The birth control pill and breast cancer
Originally Published: October 1, 1994 - Last Updated / Reviewed On: July 23, 2015
I was hoping you could answer a question for me about birth control pills. There is a history of breast cancer in my family (my mother). Is it true that because of this, it is unsafe for me to use birth control pills? A few friends have recently had condoms break during sex, and I am looking for a type of "backup" contraception system.
The jury is still out on whether the pill may increase the risk for breast cancer in some people. Parsing out your breast cancer risk can be tricky, but there are several other birth control options if you decide to steer clear of the pill.

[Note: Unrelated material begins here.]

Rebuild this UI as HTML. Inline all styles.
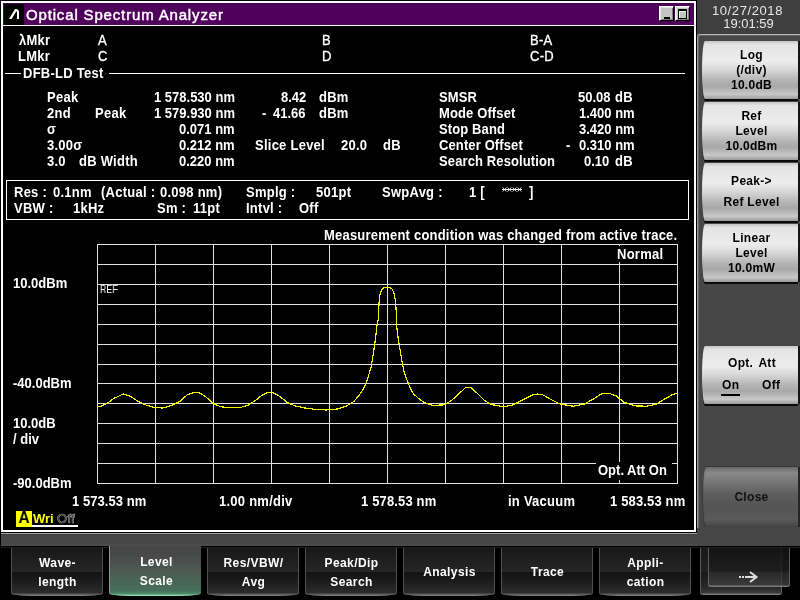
<!DOCTYPE html>
<html><head><meta charset="utf-8">
<style>
*{margin:0;padding:0;box-sizing:border-box}
html,body{width:800px;height:600px;overflow:hidden;background:#000}
body{position:relative;font-family:"Liberation Sans",sans-serif;color:#fff}
.t,.key,.fk,.a{will-change:transform}
.a{position:absolute}
.t{position:absolute;font-weight:bold;font-size:13px;line-height:13px;white-space:pre;color:#fff;transform:scaleY(1.1);transform-origin:0 11px;letter-spacing:0.25px}
.sk{position:absolute;font-weight:bold;font-size:12px;line-height:12px;white-space:pre;color:#000;text-align:center}

.key{position:absolute;left:702px;width:96px;height:58px;box-shadow:0 2px 0 #0a0a0a,2px 0 0 #151515;border-radius:3px 0 0 3px / 29px 0 0 29px;padding-left:3px;background:linear-gradient(to bottom,#c4c4c4 0,#e4e4e4 6%,#ececec 35%,#d6d6d6 50%,#b4b4b4 68%,#a8a8a8 78%,#c8c8c8 92%,#9a9a9a 100%);display:flex;align-items:center;justify-content:center;text-align:center;font-weight:bold;font-size:12px;line-height:15px;color:#000;letter-spacing:0.3px}
.key.k2 span{line-height:21px}
.key.close{box-shadow:inset 1px 0 1px #383838,0 -1px 0 #383838,2px 0 0 #262626;background:linear-gradient(to bottom,#6a6a6a 0,#8a8a8a 10%,#767676 25%,#5e5e5e 45%,#545454 65%,#5a5a5a 88%,#444 100%);color:#111}
.fk{position:absolute;top:548px;width:92px;height:48px;border-radius:0 0 20px 20px / 0 0 3px 3px;background:linear-gradient(to bottom,#181818 0,#262626 50%,#131313 51%,#1c1c1c 70%,#2c2c2c 93%,#8a8a8a 100%);box-shadow:inset 1px 0 0 #505050,inset -1px 0 0 #505050;display:flex;align-items:center;justify-content:center;text-align:center;font-weight:bold;font-size:12px;line-height:19px;color:#fff;letter-spacing:0.4px;padding-left:1px;padding-top:1px}
.fk.act{top:546px;height:50px;background:linear-gradient(to bottom,#474747 0,#474747 15%,#4c5a53 50%,#46705a 90%,#4a8a68 95%,#a0e8c0 100%);box-shadow:inset 1px 0 0 #8a9a90;padding-top:1px;padding-left:3px}
</style></head><body>
<!-- right panel background -->
<div class="a" style="left:697px;top:0;width:103px;height:546px;background:#3f3f3f"></div>
<!-- bottom gray bar -->
<div class="a" style="left:1px;top:533px;width:799px;height:13px;background:linear-gradient(to bottom,#383838 0,#474747 12%,#474747 80%,#4e4e4e 100%);border-top:1px solid #a4a4a4"></div>
<div class="a" style="left:1px;top:547px;width:799px;height:1px;background:#1e1e1e"></div>
<!-- window -->
<div class="a" style="left:1px;top:1px;width:695px;height:531px;border:2px solid #fff;background:#000"></div>
<!-- title bar -->
<div class="a" style="left:3px;top:3px;width:691px;height:22px;background:#4e005a"></div>
<div class="a" style="left:3px;top:25px;width:691px;height:1px;background:#fff"></div>
<div class="a" style="left:4px;top:4px;width:20px;height:21px;background:#000"></div>
<svg class="a" style="left:0;top:0" width="30" height="30"><path d="M9 19 L15 9 L17 9 L19 11 L19 19 L17 19 L17 12 L16.2 11.6 L11.6 19 Z" fill="#fff"/></svg>
<div class="a" style="left:26px;top:6px;font-size:15px;line-height:18px;white-space:pre;color:#fff;letter-spacing:0.84px;-webkit-text-stroke:0.45px #fff">Optical Spectrum Analyzer</div>
<!-- min/max -->
<div class="a" style="left:659px;top:6px;width:15px;height:15px;background:#c4c4c4;border-top:1px solid #fff;border-left:1px solid #fff;border-right:1px solid #000;border-bottom:1px solid #000;box-shadow:inset 1px 1px 0 #e4e4e4,inset -1px -1px 0 #808080"></div>
<div class="a" style="left:664px;top:17px;width:6px;height:2px;background:#000"></div>
<div class="a" style="left:675px;top:6px;width:15px;height:15px;background:#c4c4c4;border-top:1px solid #fff;border-left:1px solid #fff;border-right:1px solid #000;border-bottom:1px solid #000;box-shadow:inset 1px 1px 0 #e4e4e4,inset -1px -1px 0 #808080"></div>
<div class="a" style="left:678px;top:9px;width:9px;height:10px;border:1px solid #000;border-top-width:2px;background:#c4c4c4;box-shadow:inset 1px 1px 0 #f0f0f0"></div>

<!-- marker header -->
<div class="t" style="left:19px;top:34px">λMkr</div>
<div class="t" style="left:98px;top:34px;font-weight:normal;-webkit-text-stroke:0.3px #fff">A</div>
<div class="t" style="left:322px;top:34px;font-weight:normal;-webkit-text-stroke:0.3px #fff">B</div>
<div class="t" style="left:530px;top:34px;font-weight:normal;-webkit-text-stroke:0.3px #fff">B-A</div>
<div class="t" style="left:18px;top:50px">LMkr</div>
<div class="t" style="left:98px;top:50px;font-weight:normal;-webkit-text-stroke:0.3px #fff">C</div>
<div class="t" style="left:322px;top:50px;font-weight:normal;-webkit-text-stroke:0.3px #fff">D</div>
<div class="t" style="left:530px;top:50px;font-weight:normal;-webkit-text-stroke:0.3px #fff">C-D</div>
<div class="a" style="left:5px;top:73px;width:16px;height:1px;background:#fff"></div>
<div class="t" style="left:23px;top:67px">DFB-LD Test</div>
<div class="a" style="left:109px;top:73px;width:576px;height:1px;background:#fff"></div>

<!-- data -->
<div class="t" style="left:47px;top:91px">Peak</div>
<div class="t" style="left:47px;top:107px">2nd</div>
<div class="t" style="left:95px;top:107px">Peak</div>
<div class="t" style="left:47px;top:123px">σ</div>
<div class="t" style="left:47px;top:139px">3.00σ</div>
<div class="t" style="left:47px;top:155px">3.0</div>
<div class="t" style="left:79px;top:155px">dB Width</div>
<div class="t" style="right:565px;top:91px;letter-spacing:0">1 578.530 nm</div>
<div class="t" style="right:565px;top:107px;letter-spacing:0">1 579.930 nm</div>
<div class="t" style="right:565px;top:123px;letter-spacing:0">0.071 nm</div>
<div class="t" style="right:565px;top:139px;letter-spacing:0">0.212 nm</div>
<div class="t" style="right:565px;top:155px;letter-spacing:0">0.220 nm</div>
<div class="t" style="right:494px;top:91px;letter-spacing:0">8.42</div>
<div class="t" style="right:494px;top:107px;letter-spacing:0">41.66</div>
<div class="t" style="left:262px;top:107px">-</div>
<div class="t" style="left:319px;top:91px">dBm</div>
<div class="t" style="left:319px;top:107px">dBm</div>
<div class="t" style="left:255px;top:139px">Slice Level</div>
<div class="t" style="left:341px;top:139px">20.0</div>
<div class="t" style="left:383px;top:139px">dB</div>

<div class="t" style="left:439px;top:91px;letter-spacing:0.12px">SMSR</div>
<div class="t" style="left:439px;top:107px;letter-spacing:0.12px">Mode Offset</div>
<div class="t" style="left:439px;top:123px;letter-spacing:0.12px">Stop Band</div>
<div class="t" style="left:439px;top:139px;letter-spacing:0.12px">Center Offset</div>
<div class="t" style="left:439px;top:155px;letter-spacing:0.12px">Search Resolution</div>
<div class="t" style="right:189px;top:91px;letter-spacing:0">50.08</div>
<div class="t" style="left:615px;top:91px">dB</div>
<div class="t" style="right:165px;top:107px;letter-spacing:0">1.400 nm</div>
<div class="t" style="right:165px;top:123px;letter-spacing:0">3.420 nm</div>
<div class="t" style="left:566px;top:139px">-</div>
<div class="t" style="right:165px;top:139px;letter-spacing:0">0.310 nm</div>
<div class="t" style="right:191px;top:155px;letter-spacing:0">0.10</div>
<div class="t" style="left:615px;top:155px">dB</div>

<!-- res box -->
<div class="a" style="left:6px;top:180px;width:683px;height:40px;border:1px solid #fff"></div>
<div class="t" style="left:14px;top:186px">Res :</div>
<div class="t" style="left:53px;top:186px">0.1nm</div>
<div class="t" style="left:101px;top:186px">(Actual :</div>
<div class="t" style="left:160px;top:186px">0.098 nm)</div>
<div class="t" style="left:246px;top:186px">Smplg :</div>
<div class="t" style="left:316px;top:186px">501pt</div>
<div class="t" style="left:382px;top:186px">SwpAvg :</div>
<div class="t" style="left:469px;top:186px">1 [</div>
<svg class="a" style="left:500px;top:186px" width="26" height="8"><path d="M2.0 3.5H7.0M2.7 1.5L6.3 5.5M6.3 1.5L2.7 5.5M7.0 3.5H12.0M7.7 1.5L11.3 5.5M11.3 1.5L7.7 5.5M12.0 3.5H17.0M12.7 1.5L16.3 5.5M16.3 1.5L12.7 5.5M17.0 3.5H22.0M17.7 1.5L21.3 5.5M21.3 1.5L17.7 5.5" stroke="#fff" stroke-width="0.9" fill="none"/></svg>
<div class="t" style="left:529px;top:186px">]</div>
<div class="t" style="left:14px;top:202px">VBW :</div>
<div class="t" style="left:73px;top:202px">1kHz</div>
<div class="t" style="left:157px;top:202px">Sm :</div>
<div class="t" style="left:193px;top:202px">11pt</div>
<div class="t" style="left:246px;top:202px">Intvl :</div>
<div class="t" style="left:299px;top:202px">Off</div>

<!-- graph -->
<div class="t" style="left:324px;top:229px;letter-spacing:0.21px">Measurement condition was changed from active trace.</div>
<svg class="a" style="left:0;top:0" width="800" height="600" id="g">
<g fill="#e0e0e0" shape-rendering="crispEdges">
<rect x="97" y="244" width="581" height="1"/>
<rect x="97" y="264" width="581" height="1"/>
<rect x="97" y="284" width="581" height="1"/>
<rect x="97" y="304" width="581" height="1"/>
<rect x="97" y="324" width="581" height="1"/>
<rect x="97" y="344" width="581" height="1"/>
<rect x="97" y="364" width="581" height="1"/>
<rect x="97" y="383" width="581" height="1"/>
<rect x="97" y="403" width="581" height="1"/>
<rect x="97" y="423" width="581" height="1"/>
<rect x="97" y="443" width="581" height="1"/>
<rect x="97" y="463" width="581" height="1"/>
<rect x="97" y="483" width="581" height="1"/>
<rect x="97" y="244" width="1" height="240"/>
<rect x="155" y="244" width="1" height="240"/>
<rect x="213" y="244" width="1" height="240"/>
<rect x="271" y="244" width="1" height="240"/>
<rect x="329" y="244" width="1" height="240"/>
<rect x="387" y="244" width="1" height="240"/>
<rect x="445" y="244" width="1" height="240"/>
<rect x="503" y="244" width="1" height="240"/>
<rect x="561" y="244" width="1" height="240"/>
<rect x="619" y="244" width="1" height="240"/>
<rect x="677" y="244" width="1" height="240"/>
</g>
<rect x="612" y="246" width="60" height="16" fill="#000"/>
<rect x="596" y="462" width="76" height="18" fill="#000"/>
<polyline points="97.0,407.2 100.8,406.3 108.2,402.5 113.9,398.4 123.3,394.0 130.8,396.5 137.3,401.0 143.9,404.4 153.3,407.2 162.6,408.1 172.0,405.3 179.5,401.6 187.0,395.0 194.5,392.2 200.0,393.0 205.8,396.9 213.2,403.4 220.8,406.8 230.0,407.8 241.4,407.2 248.1,405.2 254.6,401.1 261.1,395.9 267.6,392.5 272.5,392.5 279.0,395.9 287.2,402.4 295.3,406.0 305.0,408.0 314.8,409.3 326.2,410.0 337.6,409.0 345.7,406.3 353.8,401.5 360.3,393.8 364.8,386.2 368.0,377.5 371.2,366.7 374.0,349.3 375.3,340.0 376.3,331.3 377.2,323.6 378.2,319.7 378.9,306.2 379.4,297.5 380.2,293.6 381.6,290.2 384.5,287.3 389.8,287.3 392.2,289.2 393.7,292.6 394.7,296.5 395.6,301.3 396.1,310.0 396.6,325.5 398.0,337.0 401.0,355.8 403.8,371.0 407.0,380.0 410.5,388.8 413.5,393.8 417.5,397.5 424.5,402.8 433.2,405.4 443.8,404.9 450.8,401.0 457.8,394.9 465.6,387.5 470.9,387.5 477.0,393.1 484.0,400.1 491.0,404.5 503.2,406.6 512.0,405.4 522.5,400.1 533.0,394.9 537.5,394.0 543.1,395.0 550.6,399.3 560.0,404.0 573.1,406.2 584.4,404.0 593.8,398.8 601.2,394.0 608.8,393.1 616.2,396.0 623.8,402.1 635.0,405.9 646.2,406.2 655.6,404.4 665.0,398.8 672.5,394.6 677.2,393.1" fill="none" stroke="#f4f400" stroke-width="1.2" stroke-linejoin="round" shape-rendering="crispEdges"/>
</svg>

<!-- axis labels -->
<div class="t" style="left:13px;top:277px;letter-spacing:0">10.0dBm</div>
<div class="t" style="left:13px;top:377px;letter-spacing:0">-40.0dBm</div>
<div class="t" style="left:13px;top:417px;letter-spacing:0">10.0dB</div>
<div class="t" style="left:13px;top:433px;letter-spacing:0">/ div</div>
<div class="t" style="left:13px;top:477px;letter-spacing:0">-90.0dBm</div>
<div class="t" style="left:72px;top:495px;letter-spacing:0.05px">1 573.53 nm</div>
<div class="t" style="left:219px;top:495px">1.00 nm/div</div>
<div class="t" style="left:361px;top:495px;letter-spacing:0.15px">1 578.53 nm</div>
<div class="t" style="left:508px;top:495px">in Vacuum</div>
<div class="t" style="left:610px;top:495px;letter-spacing:0.15px">1 583.53 nm</div>

<!-- right soft keys -->
<div class="a" style="left:696px;top:4px;width:103px;text-align:center;font-size:13px;line-height:13px;color:#e8e8e8;white-space:pre;letter-spacing:0.6px">10/27/2018</div>
<div class="a" style="left:697px;top:17px;width:103px;text-align:center;font-size:13px;line-height:13px;color:#e8e8e8;white-space:pre">19:01:59</div>


<!-- graph small labels -->
<div class="a" style="left:100px;top:285px;font-size:10px;line-height:10px;color:#fff;white-space:pre;transform:scaleX(0.88);transform-origin:0 0">REF</div>
<div class="t" style="left:617px;top:248px">Normal</div>
<div class="t" style="left:598px;top:464px;letter-spacing:0">Opt. Att On</div>
<div class="a" style="left:16px;top:511px;width:16px;height:16px;background:#ffff00"></div>
<div class="a" style="left:16px;top:510px;width:16px;font-size:16px;line-height:16px;font-weight:bold;color:#000;text-align:center;transform:scaleX(0.95)">A</div>
<div class="a" style="left:33px;top:511px;font-size:13px;line-height:16px;font-weight:bold;color:#ffff00">Wri</div>
<div class="a" style="left:57px;top:511px;font-size:13px;line-height:16px;color:#000;-webkit-text-stroke:0.7px #9a9a9a;letter-spacing:0.3px">Off</div>
<div class="a" style="left:32px;top:525px;width:46px;height:2px;background:#fff"></div>

<!-- right softkey panel -->
<div class="a" style="left:697px;top:34px;width:103px;height:512px;background:#474747;border-top:1px solid #b8b8b8;border-left:1px solid #9a9a9a;border-top-left-radius:3px;box-shadow:inset 1px 1px 0 #646464"></div>
<div class="a" style="left:697px;top:528px;width:103px;height:18px;background:#474747"></div>
<div class="key" style="top:41px"><span>Log<br>(/div)<br>10.0dB</span></div>
<div class="key" style="top:102px"><span>Ref<br>Level<br>10.0dBm</span></div>
<div class="key k2" style="top:163px"><span>Peak-&gt;<br>Ref Level</span></div>
<div class="key" style="top:224px"><span>Linear<br>Level<br>10.0mW</span></div>
<div class="key" style="top:346px"></div>
<div class="a" style="left:728px;top:357px;font-weight:bold;font-size:12px;line-height:12px;color:#000;letter-spacing:0.3px;word-spacing:2px;white-space:pre">Opt. Att</div>
<div class="a" style="left:722px;top:379px;font-weight:bold;font-size:12px;line-height:12px;color:#000;letter-spacing:0.3px">On</div>
<div class="a" style="left:762px;top:379px;font-weight:bold;font-size:12px;line-height:12px;color:#000;letter-spacing:0.3px">Off</div>
<div class="a" style="left:721px;top:394px;width:19px;height:2px;background:#000"></div>
<div class="key close" style="top:467px;height:60px"><span>Close</span></div>

<!-- bottom function keys -->
<div class="fk" style="left:11px"><span>Wave-<br>length</span></div>
<div class="fk act" style="left:109px"><span>Level<br>Scale</span></div>
<div class="fk" style="left:207px"><span>Res/VBW/<br>Avg</span></div>
<div class="fk" style="left:305px"><span>Peak/Dip<br>Search</span></div>
<div class="fk" style="left:403px"><span>Analysis</span></div>
<div class="fk" style="left:501px"><span>Trace</span></div>
<div class="fk" style="left:599px"><span>Appli-<br>cation</span></div>
<div class="a" style="left:700px;top:548px;width:82px;height:47px;border-radius:0 0 3px 3px;background:linear-gradient(to bottom,#181818 0,#222 50%,#181818 51%,#2a2a2a 85%,#3a3a3a 95%,#8a8a8a 100%);box-shadow:inset 1px 0 0 #5a5a5a,inset -1px 0 0 #5a5a5a"></div>
<div class="a" style="left:708px;top:548px;width:82px;height:39px;border-radius:0 0 3px 3px;background:linear-gradient(to bottom,rgba(20,20,20,.85) 0,rgba(30,30,30,.85) 60%,rgba(44,44,44,.8) 61%,rgba(64,64,64,.8) 94%,rgba(150,150,150,.9) 100%);box-shadow:inset 1px 0 0 rgba(120,120,120,.7),inset -1px 0 0 rgba(120,120,120,.7)"></div>
<svg class="a" style="left:736px;top:568px" width="24" height="16"><rect x="3" y="8" width="2" height="2" fill="#ddd"/><rect x="6" y="8" width="2" height="2" fill="#ddd"/><rect x="9" y="8" width="10" height="2" fill="#ddd"/><path d="M14 4 L20.5 9 L14 14" fill="none" stroke="#ddd" stroke-width="2"/></svg>
</body></html>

According to the Mayo Clinic, research on the link between oral contraceptives (OCs) and breast cancer shows mixed results. Recent studies indicate that newer low-dose forms of OCs do not increase the risk of breast cancer. However the true story may be more nuanced — some studies show OC use increases the risk of breast cancer among women with the abnormal BRCA1 gene, but not among women with the abnormal BRCA2 gene. Since you have a close family member with a history of breast cancer, you may or may not have inherited an abnormal gene such as BRCA1 or BRCA2, either of which may be linked to cancer, depending on the particular gene mutation. On the other hand, OCs may protect against breast and ovarian cancer by stabilizing hormones, so the pill is sometimes recommended for women with a family history of these cancers. Your health care provider can help you decide if OCs are a good choice for you and discuss the option of genetic testing and counseling for abnormal BRCA genes.
With one in eight women developing breast cancer in their lifetime, many of whom have no genetic risk factors, every woman should be aware of the following precautionary and preventative steps:
- Be aware of how your breasts normally feel and look and periodically assess whether there have been any changes. If you notice changes, like a new lump, excess discharge, dimpling, puckering, or changes in size, shape, or symmetry, consider making an appointment with your health care provider.
- Have an annual breast exam by a health care provider.
- Cut down on fatty foods (i.e., soft cheese, whole milk, red meat, sour cream, etc.) and eat more vegetables and fruits.
- Talk with your health care provider about current medical research findings that may apply to you.
If you're wary of taking the pill, there are several other contraceptives to choose from. For long-term protection, an IUD (intra-uterine device) is a good option. For more spontaneous protection, there are barrier methods such as the diaphragm or female condom, both of which you can use in combination with spermicidal gels or foam. As you mentioned, it is possible for male condoms to tear. To prevent breakage and keep things moving, try using a little bit of extra lubricant and check out the tips in How to use a condom properly — avoid breakage and slippage.
To discuss your contraceptive options or get more information about your risk of breast cancer, you can make an appointment with a health care provider.
There's no easy answer when it comes to the pill and breast cancer risk. Thankfully though, women have a large menu of contraceptives to choose from. Good luck finding the method that puts your mind (and love life) at ease!